The Proboscis monkey is a an endangered species. There are only about 7,000 of them in the world and only in Borneo. As the name suggests, the monkey is distinguished by its huge schnozz. Actually, only the males have big noses. The females have dainty, pointy noses. I'm unable to decide if the creatures have unique features worthy of admiration or if they are just plain ugly. Buddy Ebsen and Mr. Magoo come to mind.

The Proboscis Monkey Sanctuary outside of Sandakan is not an easy place to get to. A visit would require either an overnight stay at an overpriced lodge in the jungle or an expensive taxi ride from the city. I settled on something in between -- I hired a driver for the day. We would visit the proboscis monkeys and then a memorial to a tragic chapter in world history.

Labuk Bay Proboscis Monkey Sanctuary

Sonny, a local with little space in his brain for anything other than women, was living at the same waterfront hostel I'd booked into. We set out in the morning for the 90-minute trip. After 19 miles of paved highway, we turned onto a dirt road for a rough 15-kilometer ride into the jungle.

We arrived at the sanctuary about 45 minutes before the morning feeding. I killed the time watching a documentary about the monkeys, learning about their characteristics and behavior. Proboscis monkeys live in small groups, either based on a dominant male with a harem of females and offspring, or a bachelor group of young males who would vie for the females' attention. The

What makes this fairly common group dynamic interesting -- and if you don't find this interesting, get your head checked -- is that the size of the dominant male's nose plays some part in the attractiveness of that male monkey. The girls like the big beaks. The bigger than better.

Dominant Male

What's more, the dominant male's purpose in life, other than defending his territory (and females) is producing as many offspring as possible. To this end, the dominant male sports a constant erection, a red tower of power out there in front for all to see. This state of constant arousal is even depicted in a painting at the sanctuary. Check out that photo above one more time. Click on it to go to Flickr, then click on "All Sizes." You'll see clear evidence of his dominant stature

The proboscis monkeys in Sabah acted much like other monkeys -- fighting for scraps, leaping from trees, tumbling in the foliage and squawking and screeching at regular intervals. The addition of that fantastic nose meant I couldn't take my eyes off of them.

I also saw silver-leaf langurs, mudskippers and a few hornbills. None of them could compete with the proboscis monkeys.

Silver-Leaf Langur

On the way back to Sandakan, Sonny and I stopped at Sandakan Memorial Park. I realized when I read about the park that one of the unexpected themes to emerge in my travels is the Japanese presence in the south Pacific during World War II. It started when I was in Darwin, Australia, where I read about the sinking of an American warship by Japanese bombers. During a visit to a Buddhist temple in Singapore, I heard about the occupation of the city by Japanese forces. Somewhere in the back of my brain I knew Borneo played a part in the war. I just never knew how awful it was.

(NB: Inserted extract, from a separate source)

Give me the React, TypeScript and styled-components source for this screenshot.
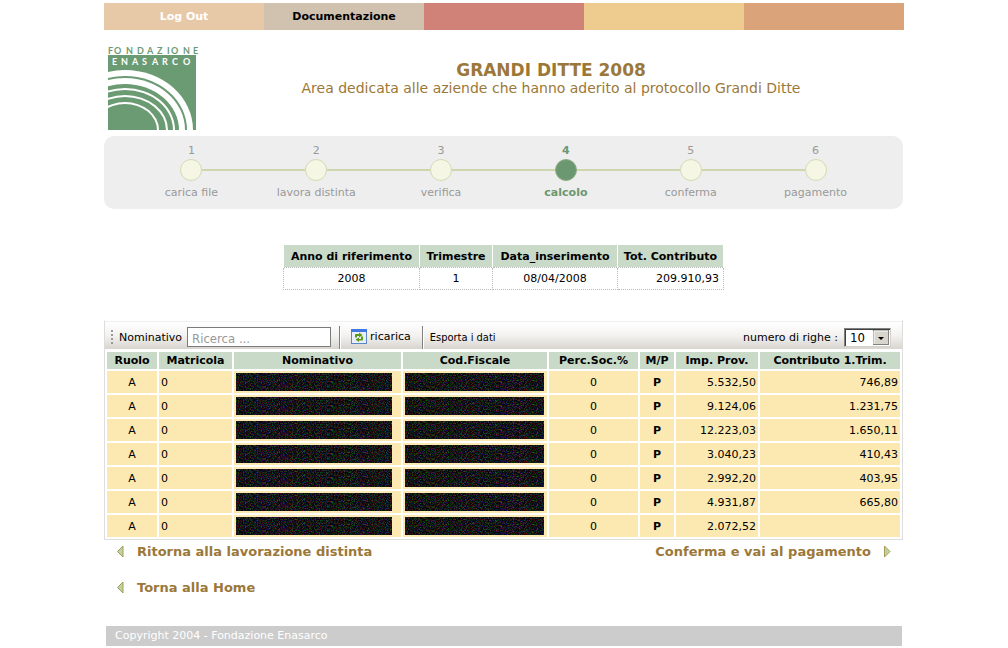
import React from "react";
import styled, { createGlobalStyle, css } from "styled-components";

const verdana = `Verdana, "DejaVu Sans", sans-serif`;
const tahoma = `Tahoma, "DejaVu Sans Condensed", "DejaVu Sans", sans-serif`;

const GlobalStyle = createGlobalStyle`
  * { box-sizing: border-box; }
  body { margin: 0; background: #fff; color: #000; font: 11px/14px ${verdana}; }
`;

const Page = styled.div`
  max-width: 800px;
  margin: 0 auto;
  padding-top: 3px;
`;

const Nav = styled.nav`
  display: grid;
  grid-template-columns: repeat(5, 1fr);
  height: 27px;
`;

const NavCell = styled.div<{ $bg: string }>`
  display: flex;
  align-items: center;
  justify-content: center;
  background: ${(p) => p.$bg};
`;

const NavLink = styled.a<{ $color: string }>`
  color: ${(p) => p.$color};
  font-weight: bold;
  text-decoration: none;
`;

const Header = styled.header`
  display: flex;
  padding: 12px 6px 6px 4px;
`;

const Titles = styled.div`
  flex: 1;
  padding-top: 18px;
  text-align: center;
  color: #9b7839;
`;

const Title = styled.h1`
  margin: 0;
  font-size: 17px;
  line-height: 20px;
`;

const Subtitle = styled.p`
  margin: 0;
  font-size: 14px;
  line-height: 16px;
`;

const Main = styled.main`
  margin-right: 1px;
`;

const Steps = styled.ol`
  display: grid;
  grid-template-columns: repeat(6, 1fr);
  margin: 0;
  padding: 8px 25px 9px;
  list-style: none;
  background: #eee;
  border-radius: 10px;
`;

const Step = styled.li<{ $active: boolean }>`
  display: flex;
  flex-direction: column;
  align-items: center;
  color: ${(p) => (p.$active ? "#6c9871" : "#999")};
  font-weight: ${(p) => (p.$active ? "bold" : "normal")};
`;

const Track = styled.span<{ $first: boolean; $last: boolean }>`
  display: flex;
  align-items: center;
  align-self: stretch;
  height: 24px;
  margin-bottom: 4px;
  &::before,
  &::after {
    content: "";
    flex: 1;
    height: 2px;
    background: #cdd6ac;
  }
  ${(p) => p.$first && css`&::before { background: none; }`}
  ${(p) => p.$last && css`&::after { background: none; }`}
`;

const Dot = styled.span<{ $active: boolean }>`
  width: 22px;
  height: 22px;
  border: 1px solid ${(p) => (p.$active ? "#8fae85" : "#d3dbb4")};
  border-radius: 50%;
  background: ${(p) => (p.$active ? "#6c9871" : "#f5f6e4")};
`;

const Summary = styled.table`
  width: 440px;
  margin: 36px auto 30px;
  border-collapse: collapse;
  table-layout: fixed;
`;

const SummaryHead = styled.th`
  height: 22px;
  padding: 2px 0 0;
  background: #c9dac8;
  border-left: 1px solid #fff;
  border-right: 1px solid #fff;
  white-space: nowrap;
`;

const SummaryCell = styled.td<{ $right?: boolean }>`
  height: 22px;
  padding: 2px 4px 0;
  border: 1px dotted #bbb;
  text-align: ${(p) => (p.$right ? "right" : "center")};
`;

const Panel = styled.section`
  border: 1px solid #ddd;
  border-top-color: #fff;
`;

const Toolbar = styled.div`
  display: flex;
  align-items: center;
  height: 28px;
  margin-bottom: 1px;
  padding: 4px 11px 0 6px;
  border-top: 1px solid #f0f0f0;
  background: linear-gradient(#fff, #f3f2f0 50%, #d8d5cf);
`;

const Grip = styled.span`
  width: 2px;
  height: 14px;
  margin-right: 6px;
  background: repeating-linear-gradient(#999 0 2px, transparent 2px 4px);
`;

const FieldLabel = styled.label<{ $end?: boolean }>`
  padding-top: 2px;
  margin-left: ${(p) => (p.$end ? "auto" : "0")};
`;

const Search = styled.input`
  width: 144px;
  height: 20px;
  margin: 0 8px 0 5px;
  padding: 2px 4px 0;
  border: 1px solid #7b7b7b;
  border-radius: 0;
  background: #fff;
  font: 13px/16px ${tahoma};
  &::placeholder { color: #999; }
`;

const Divider = styled.span`
  align-self: stretch;
  width: 2px;
  border-left: 1px solid #808080;
  border-right: 1px solid #fff;
`;

const ToolButton = styled.button<{ $narrow?: boolean }>`
  display: flex;
  align-items: center;
  gap: 3px;
  padding: ${(p) => (p.$narrow ? "2px 6px 0" : "0 11px 0 10px")};
  border: 0;
  background: none;
  color: #000;
  font: 11px/14px ${(p) => (p.$narrow ? tahoma : verdana)};
`;

const SelectBox = styled.span`
  display: flex;
  width: 47px;
  height: 19px;
  margin-left: 6px;
  border: 1px solid #d4d0c8;
  border-top-color: #808080;
  border-left-color: #808080;
  background: #fff;
  box-shadow: inset 1px 1px #404040;
  position: relative;
`;

const RowsSelect = styled.select`
  width: 100%;
  padding: 1px 0 0 5px;
  border: 0;
  appearance: none;
  background: none;
  color: #000;
  font: 13px/16px ${tahoma};
`;

const SelectArrow = styled.svg`
  position: absolute;
  top: 1px;
  right: 1px;
  pointer-events: none;
`;

const Grid = styled.table`
  width: 100%;
  border-spacing: 2px;
  table-layout: fixed;
`;

const GridHead = styled.th`
  height: 17px;
  padding: 0;
  background: #c9dac8;
  line-height: 17px;
  white-space: nowrap;
`;

type Align = "left" | "center" | "right";

const GridCell = styled.td<{ $align: Align; $bold?: boolean }>`
  height: 22px;
  padding: 2px 2px 0;
  background: #fbe9b1;
  line-height: 18px;
  text-align: ${(p) => p.$align};
  font-weight: ${(p) => (p.$bold ? "bold" : "normal")};
`;

const RedactedCell = styled(GridCell)`
  padding: 0 2px;
`;

const Redaction = styled.svg`
  display: block;
  height: 18px;
`;

const Links = styled.nav`
  display: grid;
  grid-template-columns: 1fr auto;
  row-gap: 20px;
  padding: 4px 12px 30px 13px;
`;

const PageLink = styled.a`
  display: flex;
  align-items: center;
  gap: 13px;
  color: #9b7839;
  font-size: 13px;
  font-weight: bold;
  line-height: 16px;
  text-decoration: none;
`;

const Footer = styled.footer`
  margin: 0 2px;
  padding: 3px 9px;
  background: #ccc;
  color: #fff;
`;

const logoTop: [string, string] = ["FONDAZIONE", "0 6 18 29 39 49 59 63 75 85"];
const logoBottom: [string, string] = ["ENASARCO", "4 13 24 34 44 54 64 75"];

function Logo() {
  const rings: [number, number, string][] = [
    [68, 60, "#fff"], [62, 54, "#6b9b73"], [60, 52, "#fff"], [54, 46, "#6b9b73"],
    [50, 42, "#fff"], [48, 40, "#6b9b73"], [43, 35, "#fff"], [41, 33, "#6b9b73"],
    [34, 28, "#fff"], [32, 26, "#6b9b73"],
  ];
  return (
    <svg width="96" height="88" viewBox="0 -4 96 88" role="img" aria-label="Fondazione Enasarco">
      <rect y="9" width="88" height="75" fill="#6b9b73" />
      {rings.map(([rx, ry, fill], i) => (
        <ellipse key={i} cx="17" cy="84" rx={rx} ry={ry} fill={fill} />
      ))}
      <g fontFamily="Lato, sans-serif" fontSize="9" fontWeight="bold">
        <text x={logoTop[1]} y="8" fill="#6b9b73">{logoTop[0]}</text>
        <text x={logoBottom[1]} y="19" fill="#fff">{logoBottom[0]}</text>
      </g>
    </svg>
  );
}

function ReloadIcon() {
  return (
    <svg width="16" height="16" viewBox="0 0 16 16" aria-hidden="true">
      <rect x=".5" y=".5" width="15" height="14" fill="#e8effa" stroke="#5b86c4" />
      <rect width="16" height="3" fill="#3f78e0" />
      <path d="M4 8.500V6Q4 5 5 5H8V3.500L11.500 6 8 8.500V7H6V8.500Z" fill="#5a9a10" />
      <path d="M12 7.500V10Q12 11.500 11 11.500H8V13L4.500 10.500 8 8.500V10H10V7.500Z" fill="#5a9a10" />
    </svg>
  );
}

function Arrow({ right }: { right?: boolean }) {
  return (
    <svg width="7" height="13" viewBox="0 0 7 13" aria-hidden="true">
      <path
        d={right ? "M.5 1v11L6 6.500Z" : "M6 1v11L.5 6.500Z"}
        fill="#bcd3a4"
        stroke="#a89a55"
      />
    </svg>
  );
}

function Noise({ width }: { width: number }) {
  return (
    <Redaction width={width} height="18" role="img" aria-label="dato oscurato">
      <rect width="100%" height="100%" fill="#000" />
      <rect width="100%" height="100%" filter="url(#noise)" />
    </Redaction>
  );
}

const navItems = [
  { bg: "#e8c9a7", label: "Log Out", color: "#fff" },
  { bg: "#d1c2b0", label: "Documentazione", color: "#000" },
  { bg: "#d08178" },
  { bg: "#eecb8e" },
  { bg: "#dba37a" },
];
const steps = ["carica file", "lavora distinta", "verifica", "calcolo", "conferma", "pagamento"];
const activeStep = 3;
const columns: [string, number][] = [
  ["Ruolo", 50], ["Matricola", 73], ["Nominativo", 167], ["Cod.Fiscale", 144],
  ["Perc.Soc.%", 89], ["M/P", 34], ["Imp. Prov.", 82], ["Contributo 1.Trim.", 140],
];
const rows = [
  ["5.532,50", "746,89"],
  ["9.124,06", "1.231,75"],
  ["12.223,03", "1.650,11"],
  ["3.040,23", "410,43"],
  ["2.992,20", "403,95"],
  ["4.931,87", "665,80"],
  ["2.072,52", ""],
];

export default function App() {
  return (
    <Page>
      <GlobalStyle />
      <Nav>
        {navItems.map((n) => (
          <NavCell key={n.bg} $bg={n.bg}>
            {n.label && <NavLink href="#" $color={n.color!}>{n.label}</NavLink>}
          </NavCell>
        ))}
      </Nav>
      <Header>
        <Logo />
        <Titles>
          <Title>GRANDI DITTE 2008</Title>
          <Subtitle>Area dedicata alle aziende che hanno aderito al protocollo Grandi Ditte</Subtitle>
        </Titles>
      </Header>
      <Main>
        <Steps>
          {steps.map((s, i) => (
            <Step key={s} $active={i === activeStep}>
              <span>{i + 1}</span>
              <Track $first={i === 0} $last={i === steps.length - 1}>
                <Dot $active={i === activeStep} />
              </Track>
              <span>{s}</span>
            </Step>
          ))}
        </Steps>
        <Summary>
          <colgroup>
            {[136, 73, 125, 106].map((w) => <col key={w} width={w} />)}
          </colgroup>
          <thead>
            <tr>
              <SummaryHead>Anno di riferimento</SummaryHead>
              <SummaryHead>Trimestre</SummaryHead>
              <SummaryHead>Data_inserimento</SummaryHead>
              <SummaryHead>Tot. Contributo</SummaryHead>
            </tr>
          </thead>
          <tbody>
            <tr>
              <SummaryCell>2008</SummaryCell>
              <SummaryCell>1</SummaryCell>
              <SummaryCell>08/04/2008</SummaryCell>
              <SummaryCell $right>209.910,93</SummaryCell>
            </tr>
          </tbody>
        </Summary>
        <Panel>
          <Toolbar>
            <Grip />
            <FieldLabel htmlFor="search">Nominativo</FieldLabel>
            <Search id="search" type="text" placeholder="Ricerca ..." />
            <Divider />
            <ToolButton type="button"><ReloadIcon />ricarica</ToolButton>
            <Divider />
            <ToolButton type="button" $narrow>Esporta i dati</ToolButton>
            <FieldLabel $end htmlFor="rows">numero di righe :</FieldLabel>
            <SelectBox>
              <RowsSelect id="rows" defaultValue="10">
                <option>10</option>
                <option>20</option>
              </RowsSelect>
              <SelectArrow width="16" height="15" viewBox="0 0 16 15" aria-hidden="true">
                <rect x=".5" y=".5" width="15" height="14" fill="#d8d5cd" stroke="#808080" />
                <path d="M1 14V1H15" fill="none" stroke="#fff" />
                <path d="M5 7h6l-3 3Z" fill="#000" />
              </SelectArrow>
            </SelectBox>
          </Toolbar>
          <Grid>
            <colgroup>
              {columns.map(([name, w]) => <col key={name} width={w} />)}
            </colgroup>
            <thead>
              <tr>{columns.map(([name]) => <GridHead key={name}>{name}</GridHead>)}</tr>
            </thead>
            <tbody>
              {rows.map(([imp, contributo]) => (
                <tr key={imp}>
                  <GridCell $align="center">A</GridCell>
                  <GridCell $align="left">0</GridCell>
                  <RedactedCell $align="left"><Noise width={156} /></RedactedCell>
                  <RedactedCell $align="left"><Noise width={139} /></RedactedCell>
                  <GridCell $align="center">0</GridCell>
                  <GridCell $align="center" $bold>P</GridCell>
                  <GridCell $align="right">{imp}</GridCell>
                  <GridCell $align="right">{contributo}</GridCell>
                </tr>
              ))}
            </tbody>
          </Grid>
        </Panel>
        <Links>
          <PageLink href="#"><Arrow />Ritorna alla lavorazione distinta</PageLink>
          <PageLink href="#">Conferma e vai al pagamento<Arrow right /></PageLink>
          <PageLink href="#"><Arrow />Torna alla Home</PageLink>
        </Links>
      </Main>
      <Footer>Copyright 2004 - Fondazione Enasarco</Footer>
      <svg width="0" height="0" display="block" aria-hidden="true">
        <filter id="noise" x="0" y="0" width="100%" height="100%" colorInterpolationFilters="sRGB">
          <feTurbulence type="fractalNoise" baseFrequency="0.83" numOctaves="3" seed="4" />
          <feColorMatrix values=".9 0 0 0 -.38  0 .9 0 0 -.38  0 0 .9 0 -.37  0 0 0 0 1" />
        </filter>
      </svg>
    </Page>
  );
}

The Japanese occupied Borneo in 1941, and soon thereafter created a few camps for prisoners of war. In Sandakan, Australian and British prisoners were forced to build an airstrip. The conditions were acceptable at the beginning, as acceptable as an prison camp could be, I assume. But as the war progressed, conditions worsened and the treatment of the prisoners turned brutal. With the Allies on the offensive in 1945, the Japanese marched their prisoners 250 kilometers through the jungle. Of the 2,400 prisoners interred at the Sandakan camp, only six survived, and only those because they escaped.

Entrance to Sandakan Memorial Park

Sandakan Memorial Park is situated in a quiet grove off the main road. There is a small exhibition hall with a model of the camp and a series of panels explaining the history of the camp as well as others with heartbreaking quotes from survivors. It is a wrenching tale of cruelty and survival.

I took a short walk through the shady grounds after visiting the center, wondering how those terrible acts could have happened on this peaceful plot of land.

Plaque Detail Depicting POW on a Death March

The route from Sandakan to Ranau has been turned into a hiking trail. Tackling this trek may bring me back to Borneo someday.

I visit the orangutans tomorrow morning. I will then spend the next two nights in a jungle camp -- huts and mosquito nets, watch out for the crocodiles in the water -- next to the Kinabatangan River. I hope to see pygmy elephants and smell a rafflesia flower while I'm there.

I return to Kota Kinabalu on Friday night and will do my best to post an update before heading up the mountain.